Запрыгнув, едва не опоздав, в вагон с целиком выкупленным для нее купе (к тридцати годам желание быть ближе к народу обычно проходит и хочется уединения), открыв бутылку коньяка (потому что другого способа заснуть нет), с каменным от напряжения — не расплакаться — лицом, Маша будет полночи пить, разумеется, напьется, и в пьяном одиноком бреду ей причудится, что смерть отца, приключившаяся через четыре дня после инфаркта А. А., получилась не сама по себе, а по какому-то бессовестному и неподсудному, как безличное предложение, умыслу: только она решила отцепить от себя одного из мертвецов, как другой стократ требовательнее хватает ее за горло.
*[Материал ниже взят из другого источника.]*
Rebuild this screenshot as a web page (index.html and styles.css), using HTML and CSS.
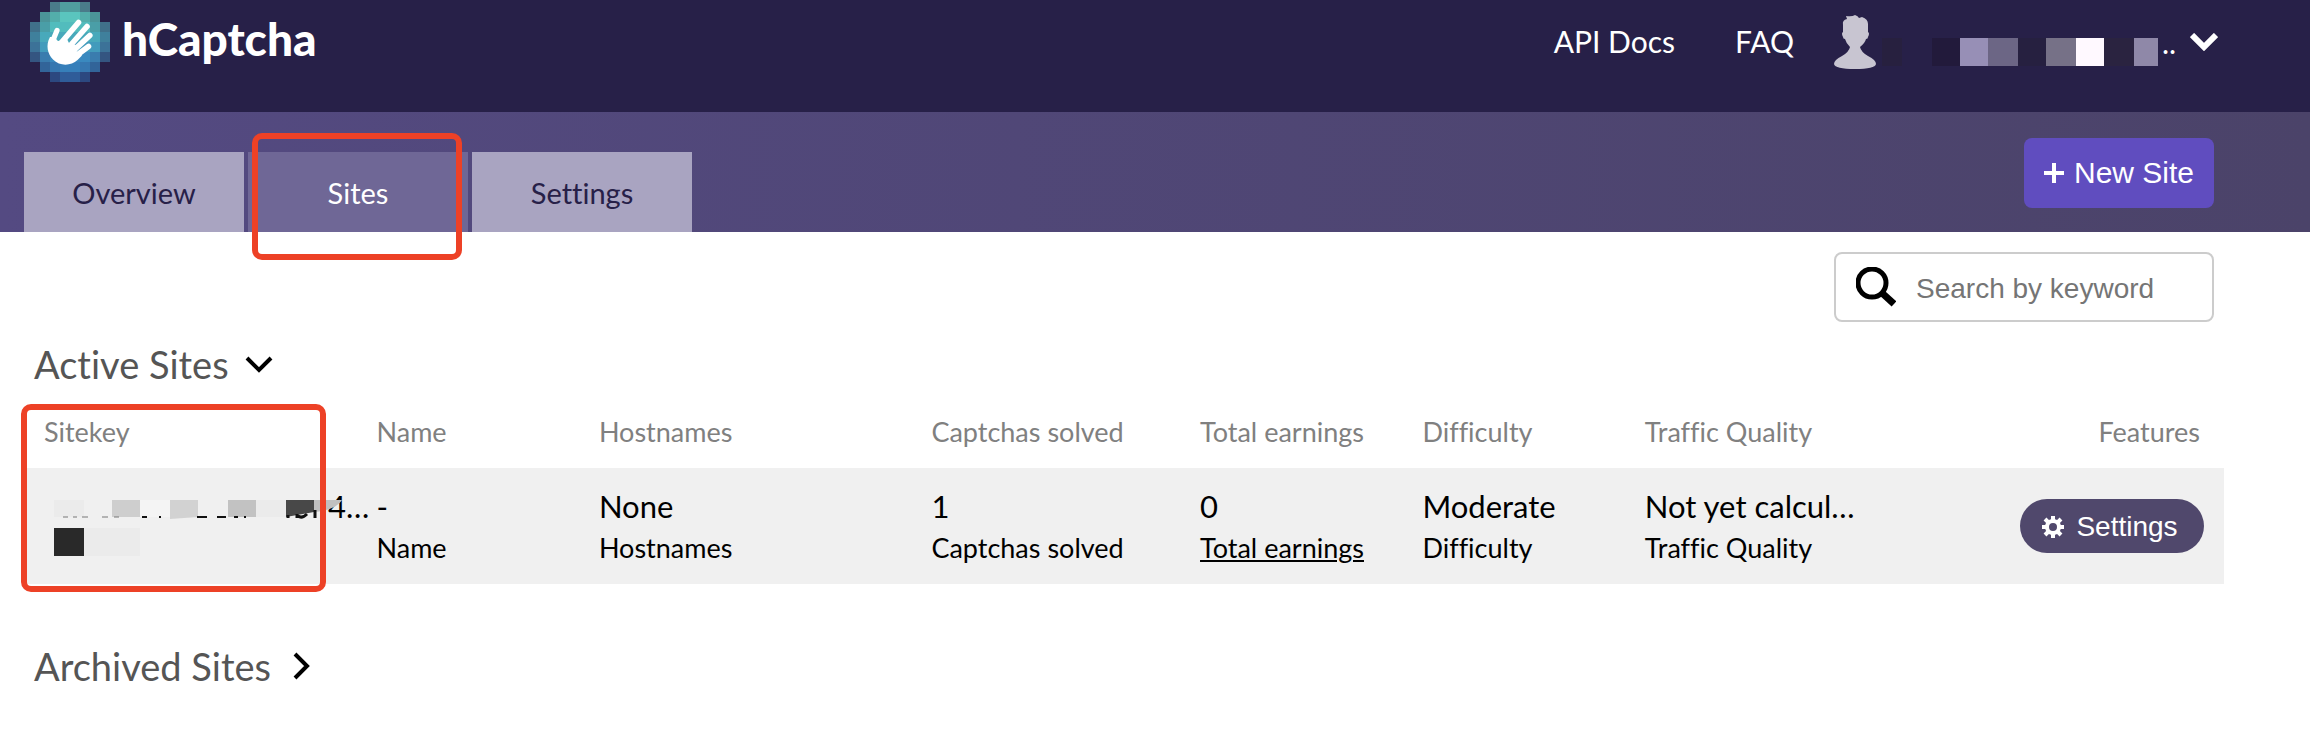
FILE: index.html
```
<!DOCTYPE html>
<html lang="en">
<head>
    <meta charset="UTF-8">
    <meta name="viewport" content="width=device-width, initial-scale=1.0">
    <title>hCaptcha - Sites</title>
    <link rel="stylesheet" href="styles.css">
</head>
<body>

    <header class="topbar">
        <a class="brand" href="#home">
            <svg class="brand-mark" viewBox="0 0 8 8" shape-rendering="crispEdges" aria-hidden="true">
                <path fill="#4a7b8a" d="M2 0h4v1H2z"/>
                <path fill="#509e9e" d="M3 0h2v1H3z"/>
                <path fill="#4b9499" d="M1 1h6v1H1z"/>
                <path fill="#53aeab" d="M2 1h4v1H2z"/>
                <path fill="#5ac5be" d="M3 1h2v1H3z"/>
                <path fill="#40708a" d="M0 2h8v1H0z"/>
                <path fill="#4a9ea7" d="M1 2h6v1H1z"/>
                <path fill="#52bcbd" d="M2 2h4v1H2z"/>
                <path fill="#3f809c" d="M0 3h8v1H0z"/>
                <path fill="#48a9bb" d="M1 3h6v1H1z"/>
                <path fill="#3c7298" d="M0 4h8v1H0z"/>
                <path fill="#429bbc" d="M1 4h6v1H1z"/>
                <path fill="#345581" d="M0 5h8v1H0z"/>
                <path fill="#3a7cae" d="M1 5h6v1H1z"/>
                <path fill="#3a89bf" d="M2 5h4v1H2z"/>
                <path fill="#326499" d="M1 6h6v1H1z"/>
                <path fill="#3677b0" d="M2 6h4v1H2z"/>
                <path fill="#367fba" d="M3 6h2v1H3z"/>
                <path fill="#2c4880" d="M2 7h4v1H2z"/>
                <path fill="#2f5c99" d="M3 7h2v1H3z"/>
                <g shape-rendering="geometricPrecision" stroke="#fff" stroke-linecap="round" fill="none">
                    <path stroke-width=".52" d="M2.7 2.85 2.1 4.3"/>
                    <path stroke-width=".56" d="M4.85 2.05 3.1 4.1M5.7 2.45 3.9 4.5M5.98 3.35 4.2 5M5.85 4.45 4.3 5.6"/>
                    <path fill="#fff" stroke="none" d="M2 3.5C1.55 4.3 1.75 5.2 2.3 5.75 3 6.45 4.1 6.4 4.75 5.8L5.2 5.35 4.5 4.8 4.6 4.3 3.9 4.1 3.6 3.5 3.2 3.7Q2.75 4.2 2.55 3.5Z"/>
                </g>
            </svg>
            <span>hCaptcha</span>
        </a>
        <div class="topbar-links">
            <a href="#docs">API Docs</a>
            <a href="#faq">FAQ</a>
            <button class="account" type="button" aria-label="Account menu">
                <svg class="avatar" viewBox="0 0 42 54" aria-hidden="true">
                    <path fill="#c8c5d1" d="M9 10Q8 5 13 4L12 1Q18 2 21 0 24 1 25 3L28 2Q34 4 34 9V17Q36 18 34 22 34 24 32 24 31 28 26 32 27 37 34 41 42 45 42 49 41 54 21 54 1 54 0 49 0 45 8 41 15 37 16 32 12 28 11 24 9 24 9 22 7 18 9 17Z"/>
                </svg>
                <svg class="account-name" viewBox="0 0 276 28" shape-rendering="crispEdges" aria-hidden="true">
                    <path fill="#27203f" d="M0 0h20v28H0z"/>
                    <path fill="#221a3b" d="M50 0h28v28H50z"/>
                    <path fill="#978fb6" d="M78 0h28v28H78z"/>
                    <path fill="#6c6685" d="M106 0h30v28h-30z"/>
                    <path fill="#262040" d="M136 0h28v28h-28z"/>
                    <path fill="#767187" d="M164 0h30v28h-30z"/>
                    <path fill="#fff9ff" d="M194 0h28v28h-28z"/>
                    <path fill="#2a2340" d="M222 0h30v28h-30z"/>
                    <path fill="#8f88a8" d="M252 0h24v28h-24z"/>
                </svg>
                <span class="account-dots">..</span>
                <svg class="account-arrow" viewBox="0 0 28 18" aria-hidden="true">
                    <path fill="none" stroke="#fff" stroke-width="6" d="M2 2l12 12L26 2"/>
                </svg>
            </button>
        </div>
    </header>

    <nav class="subnav">
        <ul class="tabs">
            <li><a class="tab" href="#overview">Overview</a></li>
            <li class="marked-tab"><a class="tab active" href="#sites">Sites</a></li>
            <li><a class="tab" href="#settings">Settings</a></li>
        </ul>
        <button class="new-site" type="button">
            <svg viewBox="0 0 20 20" aria-hidden="true"><path fill="#fff" d="M8 0h4v8h8v4h-8v8H8v-8H0V8h8z"/></svg>
            New Site
        </button>
    </nav>

    <main>
        <div class="toolbar">
            <label class="search">
                <svg viewBox="0 0 40 40" aria-hidden="true">
                    <circle cx="16" cy="16" r="14" fill="none" stroke="#000" stroke-width="5"/>
                    <path stroke="#000" stroke-width="7" d="M26 26l12 11"/>
                </svg>
                <input type="search" placeholder="Search by keyword" aria-label="Search by keyword">
            </label>
        </div>

        <h2>
            <button class="toggle" type="button" aria-expanded="true">
                Active Sites
                <svg viewBox="0 0 28 28" aria-hidden="true"><path fill="none" stroke="#000" stroke-width="4" d="M2 8l12 12L26 8"/></svg>
            </button>
        </h2>

        <div class="sites">
            <table>
                <colgroup>
                    <col class="col-key">
                    <col class="col-name">
                    <col class="col-hosts">
                    <col class="col-solved">
                    <col class="col-small">
                    <col class="col-small">
                    <col>
                </colgroup>
                <thead>
                    <tr>
                        <th>Sitekey</th>
                        <th>Name</th>
                        <th>Hostnames</th>
                        <th>Captchas solved</th>
                        <th>Total earnings</th>
                        <th>Difficulty</th>
                        <th>
                            <div class="last-cell">Traffic Quality <span>Features</span></div>
                        </th>
                    </tr>
                </thead>
                <tbody>
                    <tr>
                        <td class="key">
                            <div class="value">4…</div>
                            <svg class="key-mask" viewBox="0 0 292 60" aria-hidden="true">
                                <path fill="#ebebeb" d="M0 2h30v17H0zM30 30h56v28H30z"/>
                                <path fill="#cecece" d="M58 2h28v17H58z"/>
                                <path fill="#f4f4f4" d="M86 2h30v17H86z"/>
                                <path fill="#d2d2d2" d="M116 2h28v17l-28 2z"/>
                                <path fill="#c2c2c2" d="M174 2h28v17h-28z"/>
                                <path fill="#ebebeb" d="M202 2h30v17h-30z"/>
                                <path fill="#484848" d="M232 2h28v12l-28 5z"/>
                                <path fill="#c0c0c0" d="M260 2h28q-6 10-28 12z"/>
                                <path fill="#292929" d="M0 30h30v28H0z"/>
                                <path fill="none" stroke="#777" stroke-width="1" d="M9 19h5m5 0h4m5 0h6m14 0h6m6 0h5"/>
                                <path fill="none" stroke="#111" stroke-width="2" d="M88 19h5m12 0h2m36 0h10m10 0h9m8 0h4m6 0h2"/>
                                <path fill="none" stroke="#111" stroke-width="3" d="M234 17v3m9-4v4m1-2q4 3 9-2m8-4v8"/>
                            </svg>
                        </td>
                        <td>
                            <div class="value">-</div>
                            <div class="label">Name</div>
                        </td>
                        <td>
                            <div class="value">None</div>
                            <div class="label">Hostnames</div>
                        </td>
                        <td>
                            <div class="value">1</div>
                            <div class="label">Captchas solved</div>
                        </td>
                        <td>
                            <div class="value">0</div>
                            <a class="label" href="#earnings">Total earnings</a>
                        </td>
                        <td>
                            <div class="value">Moderate</div>
                            <div class="label">Difficulty</div>
                        </td>
                        <td>
                            <div class="last-cell">
                                <div>
                                    <div class="value">Not yet calcul…</div>
                                    <div class="label">Traffic Quality</div>
                                </div>
                                <button class="site-settings" type="button">
                                    <svg viewBox="0 0 22 22" aria-hidden="true">
                                        <circle cx="11" cy="11" r="6" fill="none" stroke="#fff" stroke-width="4"/>
                                        <path stroke="#fff" stroke-width="4" d="M11 0v4M11 18v4M0 11h4M18 11h4M3 3l3 3M16 16l3 3M3 19l3-3M16 6l3-3"/>
                                    </svg>
                                    Settings
                                </button>
                            </div>
                        </td>
                    </tr>
                </tbody>
            </table>
        </div>

        <h2>
            <button class="toggle" type="button" aria-expanded="false">
                Archived Sites
                <svg viewBox="0 0 28 28" aria-hidden="true"><path fill="none" stroke="#000" stroke-width="4" d="M8 2l12 12L8 26"/></svg>
            </button>
        </h2>
    </main>

</body>
</html>
```
FILE: styles.css
```
* {
    box-sizing: border-box;
}

body {
    margin: 0;
    font-family: Lato, sans-serif;
    font-variant-ligatures: none;
    background-color: #fff;
    color: #000;
}

button {
    border: 0;
    background: none;
    cursor: pointer;
}

svg {
    display: block;
    flex: none;
}

/* Top bar */
.topbar {
    display: flex;
    justify-content: space-between;
    align-items: flex-start;
    height: 112px;
    padding: 2px 92px 0 30px;
    background-color: #272048;
}

.brand {
    display: flex;
    align-items: center;
    gap: 12px;
    height: 80px;
    color: #fff;
    font-size: 46px;
    font-weight: 900;
    text-decoration: none;
}

.brand span {
    padding-bottom: 8px;
}

.brand-mark {
    width: 80px;
    height: 80px;
}

.topbar-links {
    display: flex;
    align-items: center;
    height: 80px;
    font-size: 30px;
}

.topbar-links a {
    margin-right: 60px;
    padding-bottom: 2px;
    color: #fff;
    text-decoration: none;
}

.topbar-links .account {
    margin-left: -20px;
}

.account {
    display: flex;
    align-items: center;
    padding: 0;
    color: #fff;
    font: inherit;
}

.avatar {
    width: 42px;
    height: 54px;
}

.account-name {
    width: 276px;
    height: 28px;
    margin: 20px 4px 0 6px;
}

.account-dots {
    width: 28px;
    text-align: left;
}

.account-arrow {
    width: 28px;
    height: 18px;
}

/* Tabs */
.subnav {
    display: flex;
    justify-content: space-between;
    align-items: flex-end;
    height: 120px;
    padding: 0 96px 0 24px;
    background: linear-gradient(to right, #544a82, #4b4369);
}

.tabs {
    display: flex;
    gap: 4px;
    margin: 0;
    padding: 0;
    list-style: none;
}

.tab {
    display: flex;
    justify-content: center;
    align-items: center;
    width: 220px;
    height: 80px;
    background-color: #a9a4c1;
    color: #272048;
    font-size: 29px;
    text-decoration: none;
}

.tab.active {
    background-color: #6f6796;
    color: #fff;
}

.marked-tab {
    position: relative;
}

.marked-tab::after {
    content: "";
    position: absolute;
    top: -19px;
    right: 6px;
    bottom: -28px;
    left: 4px;
    border: 6px solid #ed4126;
    border-radius: 10px;
}

.new-site {
    display: flex;
    justify-content: center;
    align-items: center;
    gap: 10px;
    width: 190px;
    height: 70px;
    margin-bottom: 24px;
    padding: 0;
    border-radius: 8px;
    background-color: #604dbf;
    color: #fff;
    font: 30px "Liberation Sans", Arial, sans-serif;
}

.new-site svg {
    width: 20px;
    height: 20px;
}

/* Content */
main {
    padding: 20px 86px 40px 22px;
}

.toolbar {
    display: flex;
    justify-content: flex-end;
    padding-right: 10px;
}

.search {
    display: flex;
    align-items: center;
    gap: 20px;
    width: 380px;
    height: 70px;
    padding: 0 20px;
    border: 2px solid #ccc;
    border-radius: 8px;
}

.search svg {
    width: 40px;
    height: 40px;
}

.search input {
    flex: 1;
    min-width: 0;
    padding: 4px 0 0;
    border: 0;
    outline: 0;
    background: none;
    font: 28px "Liberation Sans", Arial, sans-serif;
}

.search input::placeholder {
    color: #757575;
}

h2 {
    margin: 20px 0 0 12px;
}

.toggle {
    display: flex;
    align-items: center;
    gap: 16px;
    height: 48px;
    padding: 0 0 4px;
    color: #555;
    font: 38px Lato, sans-serif;
    font-variant-ligatures: none;
}

.toggle svg {
    width: 28px;
    height: 28px;
}

/* Sites table */
.sites {
    position: relative;
    margin: 14px 0 60px;
}

.sites::after {
    content: "";
    position: absolute;
    top: 0;
    bottom: -8px;
    left: -1px;
    box-sizing: border-box;
    width: 305px;
    border: 6px solid #ed4126;
    border-radius: 10px;
    pointer-events: none;
}

table {
    width: 100%;
    border-collapse: collapse;
    table-layout: fixed;
}

.col-key,
.col-hosts {
    width: 15.1%;
}

.col-name,
.col-small {
    width: 10.1%;
}

.col-solved {
    width: 12.2%;
}

th,
td {
    padding: 0 0 0 22px;
    text-align: left;
    white-space: nowrap;
}

th {
    height: 64px;
    padding-bottom: 10px;
    color: #808080;
    font-size: 27px;
    font-weight: normal;
}

td {
    height: 116px;
    background-color: #f0f0f0;
}

.last-cell {
    display: flex;
    justify-content: space-between;
    align-items: center;
    padding-right: 20px;
}

th .last-cell {
    padding-right: 24px;
}

.value {
    font-size: 31px;
    line-height: 44px;
}

.label {
    display: block;
    color: #000;
    font-size: 27px;
    line-height: 40px;
}

.key {
    position: relative;
    padding: 0 0 40px 306px;
}

.key-mask {
    position: absolute;
    top: 30px;
    left: 32px;
    width: 292px;
    height: 60px;
}

.site-settings {
    display: flex;
    justify-content: center;
    align-items: center;
    gap: 12px;
    width: 184px;
    height: 54px;
    padding: 2px 4px 0 0;
    border-radius: 27px;
    background-color: #50486c;
    color: #fff;
    font: 28px "Liberation Sans", Arial, sans-serif;
}

.site-settings svg {
    width: 22px;
    height: 22px;
}
```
Конечно, не в том дело, что нельзя же не поехать на похороны собственного отца (конченого алкоголика — ну и что), а в том, что всё откладываемая на потом любовь к папе с его смертью неизбежно выпадает в осадок чистейшим веществом неизбывной вины.
Маша спит, у проходящих мимо ее купе раздуваются ноздри, в покачивающемся окне сменяются, как во взбесившемся диафильме, одна другой темнее тени излысившихся кустов и нахохлившихся елей, то вдруг все бледнеет и замирает и тяжело, медленно дышит сизая ночная вода — Маша спит без сновидений, не зря же она пила коньяк.
Утром она спрыгивает в вязкую мазутно-дождевую кашу, ноги мгновенно схватывает ледяная вода, и, трясясь в холодном автобусе, в котором пахнет так, что кружится голова, особенно на голодный желудок, Маша жалеет, что оставила в вагоне коньяк. По мере удаления от вокзала автобус наполняется стекающимися к рынку старухами — в руках у них ведра с яблоками, загадочные сумки, запахи еды и смерти, — они оглядывают Машу с медленным, как будто заранее удовлетворенным любопытством, и что-то бормочут друг другу, маскируя свист и скрежет речи за естественным шумом мотора. Когда Маша ступает на бетонную плиту остановки и автобус уезжает, она как будто оказывается в пространстве абсолютного беззвучия, и это оглушает ее.
Из-за забора углового дома ее взгляд ловят глубоко вдавленные в голову глаза — и хотя Маша прекрасно знает старуху, живущую в этом доме с начала времен, и это именно она звонила позавчера в «Сосны», чтобы сообщить, что батя помер и надо ехать скорей, Маша тем не менее не может вспомнить, как ее зовут, а старуха уже скрипит ржавой калиткой и семенит, держа мясистой ладонью юбку, к ней, чтобы придирчиво оглядеть, взять за предплечье — вот оно как, Машка, бывает, бог дал бог взял, ну пойдем, — и пока они идут к дому, старуха запутанно и от смущения немного грубовато пытается Маше что-то объяснить, но Маша не понимает, над чем тут подумать надо, что делать, и почему дом пустой сейчас, нету матери там, у бабы Люси она.
Старуха отпирает дверь Машиного родного дома выловленным из кармана юбки ключом, по-хозяйски заходит внутрь, топочет ногами, включает свет и, взяв Машу за плечо, мягко толкает ее в комнату: ну иди, там он. Лицом она указывает в сторону двери, а сама идет в кухню: тарелки посчитаю.
Оставшись одна, Маша замечает в себе секундное удивление, почему завешано зеркало и такой ужасный воздух — ах да, да, — и толкает дверь. В комнате сумрачно, и Машины глаза еще с полминуты привыкают к сумраку, прежде чем она различает стоящий на стульях гроб, а в нем — своего отца в костюме и при галстуке. Маша толком не знает, что делать; садится рядом, смотрит на отца, но ей совсем не хочется трогать его — ни руки, ни лицо. Она отворачивается.